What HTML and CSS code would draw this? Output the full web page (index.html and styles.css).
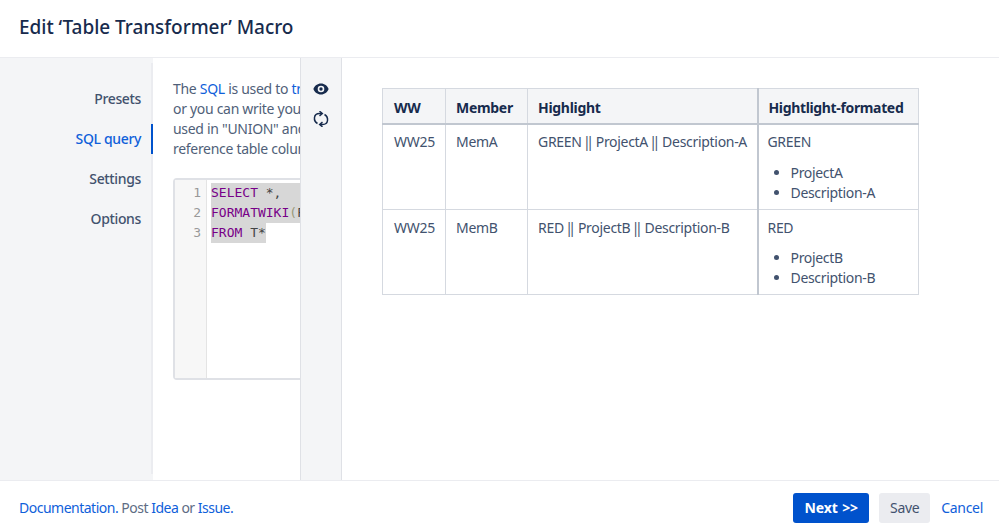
FILE: index.html
```html
<!DOCTYPE html>
<html lang="en">
<head>
<meta charset="utf-8">
<title>Edit Macro</title>
<link rel="stylesheet" href="styles.css">
</head>
<body>
<div class="dialog">
  <header class="head"><h1>Edit ‘Table Transformer’ Macro</h1></header>
  <div class="body">
    <nav class="side">
      <a class="tab">Presets</a>
      <a class="tab active">SQL query</a>
      <a class="tab">Settings</a>
      <a class="tab">Options</a>
    </nav>
    <section class="editor">
      <div class="clip">
        <p class="intro">The <a>SQL</a> is used to <a>tr</a><br>or you can write you<br>used in "UNION" and<br>reference table colum</p>
        <div class="code">
          <div class="gutter"><div>1</div><div>2</div><div>3</div></div>
          <div class="lines">
            <div><span class="sel"><span class="kw">SELECT</span> *,</span></div>
            <div><span class="sel"><span class="kw">FORMATWIKI</span><span class="par">(</span>F</span></div>
            <div><span class="sel"><span class="kw">FROM</span> T*</span></div>
          </div>
        </div>
      </div>
    </section>
    <aside class="tools">
      <svg class="ico" width="16" height="12" viewBox="0 0 16 12"><path fill-rule="evenodd" fill="#172b4d" d="M8 .5C4.400.5 1.600 2.800.4 6c1.200 3.200 4 5.500 7.600 5.500s6.400-2.300 7.600-5.500C14.400 2.800 11.600.5 8 .5zm0 8.800A3.300 3.300 0 1 1 8 2.700a3.300 3.300 0 0 1 0 6.600zM8 4.300a1.700 1.700 0 1 0 0 3.400 1.700 1.700 0 0 0 0-3.400z"/></svg>
      <svg class="ico" width="16" height="16" viewBox="0 0 16 16" fill="none" stroke="#172b4d" stroke-width="1.500"><path d="M4.500 12.500C2 11 1.200 8.800 1.500 6.500 1.800 4 3.800 2.500 6.500 2.500H9"/><path d="M6.500 0.200L9.300 2.500 6.500 4.800"/><path d="M11.500 3.500C14 5 14.800 7.200 14.500 9.500c-.3 2.500-2.300 4-5 4H7"/><path d="M9.500 11.200L6.700 13.500l2.800 2.300"/></svg>
    </aside>
    <main class="preview">
      <table class="grid">
        <thead>
          <tr><th class="c1">WW</th><th class="c2">Member</th><th class="c3">Highlight</th><th class="c4">Hightlight-formated</th></tr>
        </thead>
        <tbody>
          <tr>
            <td class="c1">WW25</td><td>MemA</td><td>GREEN <span class="pp">||</span> ProjectA <span class="pp">||</span> Description-A</td>
            <td class="c4">GREEN<ul><li>ProjectA</li><li>Description-A</li></ul></td>
          </tr>
          <tr class="last">
            <td class="c1">WW25</td><td>MemB</td><td>RED <span class="pp">||</span> ProjectB <span class="pp">||</span> Description-B</td>
            <td class="c4">RED<ul><li>ProjectB</li><li>Description-B</li></ul></td>
          </tr>
        </tbody>
      </table>
    </main>
  </div>
  <footer class="foot">
    <p class="links"><a>Documentation.</a> Post <a>Idea</a> or <a>Issue.</a></p>
    <div class="actions">
      <button class="btn primary">Next &gt;&gt;</button>
      <button class="btn save">Save</button>
      <a class="cancel">Cancel</a>
    </div>
  </footer>
</div>
</body>
</html>
```
FILE: styles.css
```css
* { box-sizing: border-box; }
html, body { margin: 0; height: 100%; }
body {
  font-family: "Noto Sans", "Open Sans", sans-serif;
  font-size: 14px;
  line-height: 20px;
  color: #344563;
  background: #fff;
  overflow: hidden;
}
a { color: #0f60da; }
.dialog { width: 999px; height: 529px; display: flex; flex-direction: column; }
.head {
  height: 58px;
  flex: none;
  padding: 14px 19px 0;
  border-bottom: 1px solid #ebecf0;
}
.head h1 {
  margin: 0;
  font-size: 19px;
  line-height: 26px;
  font-weight: 500;
  color: #172b4d;
  letter-spacing: -.03px;
}
.body { flex: 1; display: flex; min-height: 0; }
.side {
  width: 153px;
  flex: none;
  background: linear-gradient(#ebecf0, #ebecf0) right 5px / 2px calc(100% - 11px) no-repeat, #f4f5f7;
  padding-top: 26px;
  display: flex;
  flex-direction: column;
  gap: 10px;
  align-items: stretch;
}
.tab {
  height: 30px;
  line-height: 30px;
  text-align: right;
  padding-right: 12px;
  font-size: 14px;
  font-weight: 500;
  color: #42526e;
  letter-spacing: -.35px;
}
.tab.active { color: #0f60da; border-right: 2px solid #0052cc; padding-right: 10px; }
.editor { width: 147px; flex: none; overflow: hidden; }
.clip { width: 400px; padding: 21px 0 0 20px; }
.intro { margin: 0; width: 380px; white-space: nowrap; color: #505f79; letter-spacing: -.3px; line-height: 20px; }
.code {
  margin-top: 19px;
  width: 300px;
  height: 202px;
  display: flex;
  border: 2px solid #dfe1e6;
  border-radius: 4px;
  font-family: "DejaVu Sans Mono", monospace;
  font-size: 13px;
  line-height: 20px;
}
.gutter {
  width: 32px;
  flex: none;
  background: #f7f7f7;
  border-right: 1px solid #e4e4e4;
  text-align: right;
  padding: 3px 5px 0 0;
  color: #999;
}
.lines { padding: 3px 0 0 4px; color: #444; white-space: nowrap; }
.sel { background: #d7d7d7; display: inline-block; }
.lines > div:nth-child(2) .sel { padding-right: 60px; }
.lines > div:first-child .sel { padding-right: 100px; }
.kw { color: #708; }
.par { color: #997; }
.tools {
  width: 42px;
  flex: none;
  background: #f4f5f7;
  border-left: 1px solid #dfe1e6;
  border-right: 1px solid #dfe1e6;
  display: flex;
  flex-direction: column;
  align-items: center;
  padding-top: 25px;
  gap: 16px;
}
.ico { display: block; flex: none; }
.preview { flex: 1; padding: 30px 0 0 40px; min-width: 0; }
.grid {
  border-collapse: collapse;
  table-layout: fixed;
  width: 537px;
  border: 1px solid #c1c7d0;
}
.grid th, .grid td { border: 1px solid #d5d9e0; padding: 7px 10px 6px; text-align: left; vertical-align: top; letter-spacing: -.3px; white-space: nowrap; }
.grid td { color: #42526e; }
.grid .last td { padding-top: 8px; }
.grid th { background: #f4f5f7; color: #172b4d; font-weight: 700; height: 35px; padding: 9px 10px 5px; border-bottom: 2px solid #c1c7d0; }
.grid .c1 { width: 63px; padding-left: 11px; }
.grid .c2 { width: 82px; }
.grid .c3 { width: 230px; }
.grid td.c4 { border-left: 2px solid #c1c7d0; padding-left: 9px; letter-spacing: -.32px; }
.grid th.c4 { border-left: 2px solid #c1c7d0; padding-left: 10px; letter-spacing: -.35px; }
.pp { letter-spacing: -4.5px; margin-left: -2px; margin-right: 3px; }
.grid ul { margin: 11px 0 0; padding: 0 0 0 23px; }
.grid .last ul { margin-top: 10px; }
.foot {
  height: 49px;
  flex: none;
  border-top: 1px solid #ebecf0;
  display: flex;
  align-items: center;
  justify-content: space-between;
  padding: 5px 16px 0 19px;
}
.links { margin: 0; color: #5e6c84; letter-spacing: -.5px; }
.actions { display: flex; align-items: center; gap: 10px; }
.btn {
  height: 30px;
  border: 0;
  border-radius: 3px;
  background: #ebecf0;
  color: #42526e;
  font: inherit;
  padding: 0;
  letter-spacing: -.3px;
}
.btn.save { width: 51px; }
.btn.primary { background: #0052cc; color: #fff; font-weight: 700; width: 76px; word-spacing: 1px; letter-spacing: -.1px; }
.cancel { letter-spacing: -.3px; margin-left: 1px; }
```
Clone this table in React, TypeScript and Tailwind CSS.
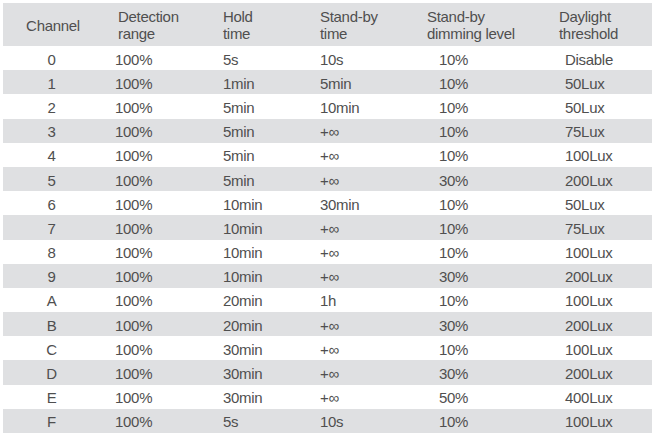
const rows: string[][] = [
  ['0', '100%', '5s', '10s', '10%', 'Disable'],
  ['1', '100%', '1min', '5min', '10%', '50Lux'],
  ['2', '100%', '5min', '10min', '10%', '50Lux'],
  ['3', '100%', '5min', '+∞', '10%', '75Lux'],
  ['4', '100%', '5min', '+∞', '10%', '100Lux'],
  ['5', '100%', '5min', '+∞', '30%', '200Lux'],
  ['6', '100%', '10min', '30min', '10%', '50Lux'],
  ['7', '100%', '10min', '+∞', '10%', '75Lux'],
  ['8', '100%', '10min', '+∞', '10%', '100Lux'],
  ['9', '100%', '10min', '+∞', '30%', '200Lux'],
  ['A', '100%', '20min', '1h', '10%', '100Lux'],
  ['B', '100%', '20min', '+∞', '30%', '200Lux'],
  ['C', '100%', '30min', '+∞', '10%', '100Lux'],
  ['D', '100%', '30min', '+∞', '30%', '200Lux'],
  ['E', '100%', '30min', '+∞', '50%', '400Lux'],
  ['F', '100%', '5s', '10s', '10%', '100Lux'],
];

export default function App() {
  return (
    <div
      className="w-[654px] h-[440px] bg-white pt-[3px] pl-[3px] pr-[2px] text-[#4f4f4f] tracking-[-0.3px]"
      style={{ fontFamily: '"Liberation Sans", Arial, sans-serif' }}
    >
      {/* Header */}
      <div className="flex h-[43px] items-center bg-[#dfe0e2] pt-[1px] text-[15px] leading-[17px]">
        <div className="w-[100px] text-center">Channel</div>
        <div className="w-[105px] pl-[15px]">Detection<br />range</div>
        <div className="w-[97px] pl-[15px]">Hold<br />time</div>
        <div className="w-[107px] pl-[15px]">Stand-by<br />time</div>
        <div className="w-[132px] pl-[15px]">Stand-by<br />dimming level</div>
        <div className="flex-1 pl-[15px]">Daylight<br />threshold</div>
      </div>

      {/* Rows */}
      {rows.map((r, i) => (
        <div
          key={r[0]}
          className={`flex h-[24.2px] items-center pt-[2px] text-[15px] leading-none ${i % 2 === 1 ? 'bg-[#dfe0e2]' : 'bg-white'}`}
        >
          <div className="w-[97px] text-center">{r[0]}</div>
          <div className="w-[108px] pl-[15px]">{r[1]}</div>
          <div className="w-[97px] pl-[15px]">{r[2]}</div>
          <div className="w-[107px] pl-[15px]">{r[3]}</div>
          <div className="w-[132px] pl-[27px]">{r[4]}</div>
          <div className="flex-1 pl-[21px]">{r[5]}</div>
        </div>
      ))}
    </div>
  );
}
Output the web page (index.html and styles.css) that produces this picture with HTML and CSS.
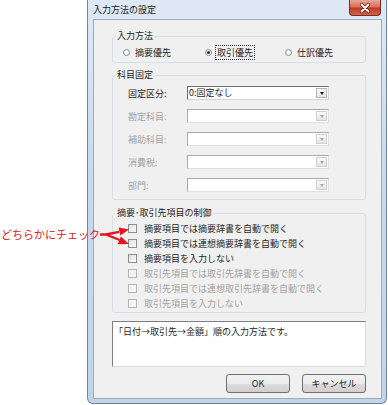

----------------------------------------

**Problem details:** Show every line that contains the word "page".

**Reply to the exercise:**
What HTML and CSS code would draw this? Output the full web page (index.html and styles.css).
Output the web page (index.html and styles.css) that produces this picture with HTML and CSS.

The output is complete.